## [SHORT TASK]
Which lines contain the word "this"? Return each of them as written.

─── EXERCISE MATERIALS

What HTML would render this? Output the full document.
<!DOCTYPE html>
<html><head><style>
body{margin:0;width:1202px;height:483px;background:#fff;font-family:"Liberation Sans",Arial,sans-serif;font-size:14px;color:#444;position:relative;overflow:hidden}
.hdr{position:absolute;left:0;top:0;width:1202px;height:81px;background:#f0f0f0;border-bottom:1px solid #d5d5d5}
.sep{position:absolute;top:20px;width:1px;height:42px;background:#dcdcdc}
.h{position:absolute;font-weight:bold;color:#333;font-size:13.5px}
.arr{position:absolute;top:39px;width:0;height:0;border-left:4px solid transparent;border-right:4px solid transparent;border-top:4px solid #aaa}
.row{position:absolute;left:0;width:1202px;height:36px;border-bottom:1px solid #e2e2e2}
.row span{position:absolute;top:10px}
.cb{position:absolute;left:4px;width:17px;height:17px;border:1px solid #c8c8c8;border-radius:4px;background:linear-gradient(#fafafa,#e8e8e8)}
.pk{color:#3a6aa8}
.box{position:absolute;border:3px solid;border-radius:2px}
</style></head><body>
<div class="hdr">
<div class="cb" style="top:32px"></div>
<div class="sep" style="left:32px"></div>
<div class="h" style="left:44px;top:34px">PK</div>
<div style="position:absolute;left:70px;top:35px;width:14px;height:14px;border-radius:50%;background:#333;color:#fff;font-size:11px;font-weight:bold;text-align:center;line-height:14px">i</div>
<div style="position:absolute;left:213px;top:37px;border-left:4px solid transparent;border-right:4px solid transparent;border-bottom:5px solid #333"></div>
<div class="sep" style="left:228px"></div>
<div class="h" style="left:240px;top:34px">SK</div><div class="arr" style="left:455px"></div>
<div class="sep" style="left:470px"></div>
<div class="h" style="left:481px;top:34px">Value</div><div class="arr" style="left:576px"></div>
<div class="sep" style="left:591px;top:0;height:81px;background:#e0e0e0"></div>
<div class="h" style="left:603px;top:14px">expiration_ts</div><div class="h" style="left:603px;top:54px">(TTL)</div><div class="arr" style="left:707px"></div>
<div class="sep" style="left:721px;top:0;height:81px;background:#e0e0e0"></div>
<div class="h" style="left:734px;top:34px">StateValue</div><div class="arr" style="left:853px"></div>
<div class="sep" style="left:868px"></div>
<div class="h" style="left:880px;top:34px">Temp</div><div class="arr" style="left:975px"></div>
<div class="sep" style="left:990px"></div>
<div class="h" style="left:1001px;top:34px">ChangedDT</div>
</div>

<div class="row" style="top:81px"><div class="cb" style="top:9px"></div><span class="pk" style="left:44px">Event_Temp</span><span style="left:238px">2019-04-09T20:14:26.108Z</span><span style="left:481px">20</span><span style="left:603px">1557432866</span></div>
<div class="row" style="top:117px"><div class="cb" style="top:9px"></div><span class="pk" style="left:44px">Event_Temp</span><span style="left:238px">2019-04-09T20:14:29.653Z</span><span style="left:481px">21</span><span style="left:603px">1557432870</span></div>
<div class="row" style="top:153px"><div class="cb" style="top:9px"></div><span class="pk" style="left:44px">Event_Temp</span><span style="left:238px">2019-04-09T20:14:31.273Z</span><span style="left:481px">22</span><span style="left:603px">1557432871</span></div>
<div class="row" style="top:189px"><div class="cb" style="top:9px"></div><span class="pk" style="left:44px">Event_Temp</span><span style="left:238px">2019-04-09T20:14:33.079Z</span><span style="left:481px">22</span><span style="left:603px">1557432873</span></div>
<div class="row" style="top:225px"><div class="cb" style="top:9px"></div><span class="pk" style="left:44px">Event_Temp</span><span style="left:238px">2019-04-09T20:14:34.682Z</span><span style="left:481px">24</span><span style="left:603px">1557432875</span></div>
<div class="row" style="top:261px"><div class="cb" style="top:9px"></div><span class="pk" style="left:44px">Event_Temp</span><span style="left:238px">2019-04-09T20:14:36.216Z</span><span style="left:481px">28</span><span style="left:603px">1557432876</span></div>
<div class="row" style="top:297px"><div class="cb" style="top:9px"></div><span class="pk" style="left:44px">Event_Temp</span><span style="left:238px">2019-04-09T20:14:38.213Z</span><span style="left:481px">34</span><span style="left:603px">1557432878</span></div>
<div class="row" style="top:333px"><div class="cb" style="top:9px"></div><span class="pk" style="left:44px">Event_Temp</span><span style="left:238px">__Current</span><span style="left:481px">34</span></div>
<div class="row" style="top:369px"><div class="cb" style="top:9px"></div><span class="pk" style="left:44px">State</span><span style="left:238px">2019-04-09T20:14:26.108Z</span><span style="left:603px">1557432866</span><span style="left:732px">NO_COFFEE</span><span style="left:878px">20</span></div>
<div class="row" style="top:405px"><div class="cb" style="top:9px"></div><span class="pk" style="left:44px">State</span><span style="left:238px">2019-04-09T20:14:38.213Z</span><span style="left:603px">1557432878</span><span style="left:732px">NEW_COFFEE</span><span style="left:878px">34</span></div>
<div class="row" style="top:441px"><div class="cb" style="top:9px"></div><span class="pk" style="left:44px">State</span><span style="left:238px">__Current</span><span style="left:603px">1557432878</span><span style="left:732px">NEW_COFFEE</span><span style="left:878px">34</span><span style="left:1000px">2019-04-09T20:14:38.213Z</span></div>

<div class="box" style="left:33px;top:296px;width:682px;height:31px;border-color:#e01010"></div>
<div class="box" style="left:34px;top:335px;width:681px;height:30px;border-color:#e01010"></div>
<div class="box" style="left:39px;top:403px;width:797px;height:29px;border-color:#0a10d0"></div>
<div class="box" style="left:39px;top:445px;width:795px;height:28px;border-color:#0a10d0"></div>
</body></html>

──────
─── EXERCISE MATERIALS

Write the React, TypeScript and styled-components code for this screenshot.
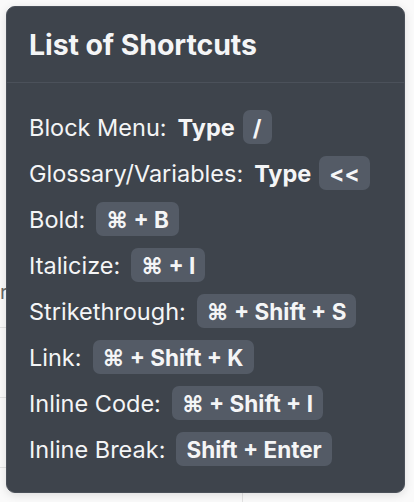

──────

## [TASK RESPONSE]
What HTML would render this? Output the full document.
Write the React, TypeScript and styled-components code for this screenshot.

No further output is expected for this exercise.